Many recommend cognitive behavioral therapy as a solution along with EMDR therapy which has proven to be effective in releasing long-held emotions, subconscious blocks, and limiting beliefs.”

Eye Movement Desensitization and Reprocessing (EMDR)

EMDR is a collection of proprietary protocols that incorporates components from several different therapeutic techniques. To date, EMDR therapy has helped millions of people of all ages relieve many types of psychological stress. It’s used to resolve the emotional impact of disturbing memories including phobias, panic attacks, troubling memories, obsessive thoughts, post-traumatic stress, and other upsetting memories.

“Many people with historical trauma such as accidents, military combat, natural disasters, personal assaults such as rape or mugging, medical procedures such as surgery, physical abuse and childhood neglect develop what is known as post traumatic stress disorder. PTSD can occur at any age but is usually diagnosed in early adulthood. Symptoms of PTSD can include:

• Flashbacks or intrusive images that take you back to the event

• Bad dreams, night terrors, and other sleep problems

• Emotional numbness and feeling detached

• Angry outbursts, irritability, or startling easily

Trauma informed approach Cognitive Behavioral Therapy (TF-CBT)

Is a specialized type of cognitive-behavioral therapy developed to treat children and adults who have experienced early childhood trauma. TF-CBT aims to reduce symptoms related to traumatic experiences by bringing memories of the past into the open so that they can be processed and resolved. The primary goal is not to eliminate all memories, but rather to help children/adults regain control over their emotions so that they can feel better and move forward with their lives.

Childhood Emotional Abuse

Trauma Treatment begins with the creation of a safe, supportive relationship between therapist/coach and child/adult that allows them to tell their stories or draw pictures about what happened during their childhood trauma. Patients/Clients are then asked to express how certain memories make them feel so that they learn to recognize when they are feeling distressed or upset by certain memories. This is called affective expression. Using this new awareness, they then learn techniques to reduce negative emotions and relax when they begin to feel panicked, sad, or angry.
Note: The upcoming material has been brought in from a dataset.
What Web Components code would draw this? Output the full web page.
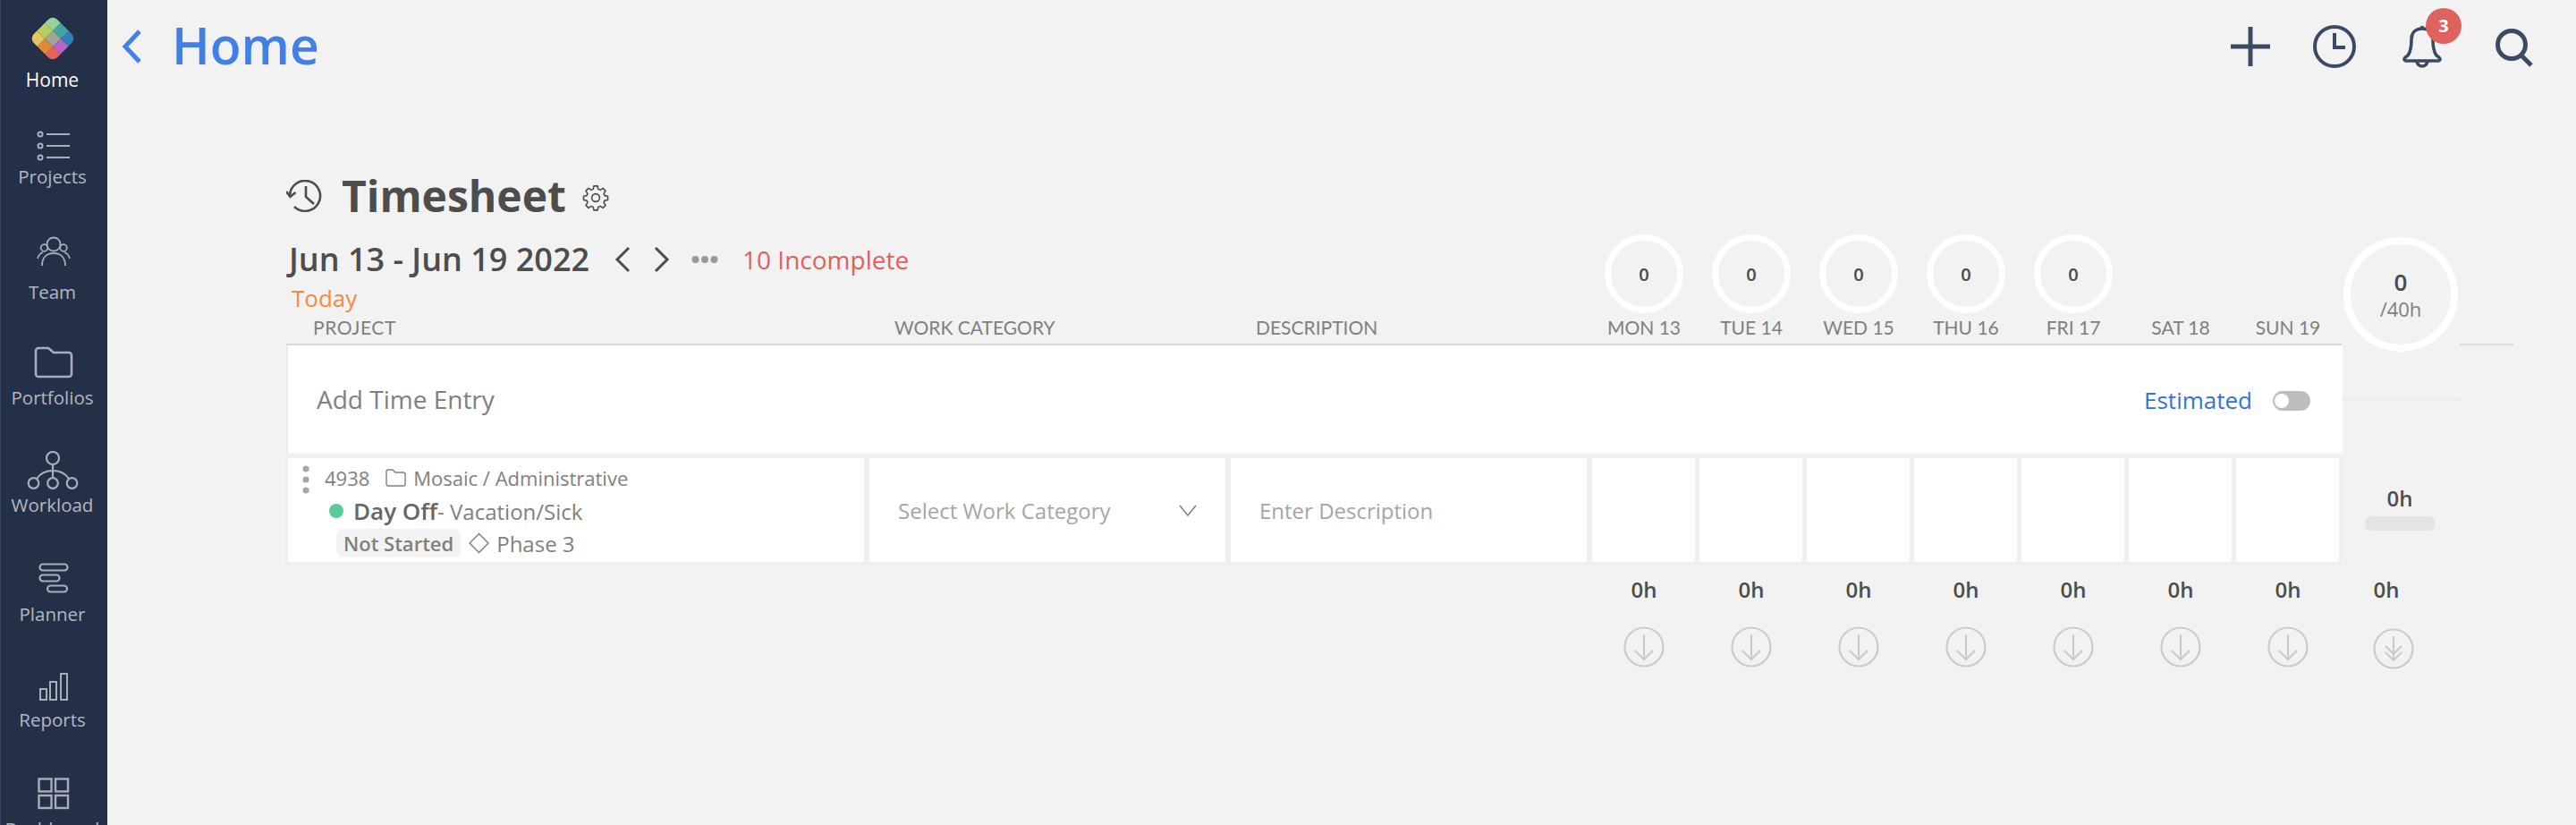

Treatment aims to help children/adults with childhood trauma:

• Identify the thoughts and beliefs that keep them feeling unsafe and out of control

• Feel more comfortable with normal life experiences and manage everyday stressors

• Regain a sense of control over their lives through the use of relaxation techniques

• Gain new coping skills for dealing with distressing emotions and memories

There are a number of treatments that have been found effective in working with children/adults who have experienced childhood trauma.

Another alternative is learning how to Re-Parent yourself.

Re-parenting is the most direct and profound tool for healing childhood pain. When we become parents, we feel unconditional love towards our children. We would do anything to protect them and meet their needs. Re-parenting is the process of giving yourself that same unconditional love and acceptance that we give to our children.

You begin to parent yourself the way you would have needed from your parent, you learn to be aware of your emotional needs and how to fulfill them. You become your own safe haven. And return you begin to heal and from there the trajectory of all things in your life begin to reshape a new direction. You become your own person, you have risen from the ashes.

Conclusion...

It is never too late to get help. Even if it’s been a long time, you can still get help for the things that have happened to you. Recognizing what is within us and how our experiences have shaped our lives is very powerful in our ability to change our lives. We all have to hope that what we went through is not who we are, and with help, you can create a new future.

At the end of the day, it’s not about how much suffering you’ve endured or how many people have harmed us but rather about your ability to heal and improve yourself as a person and those around you.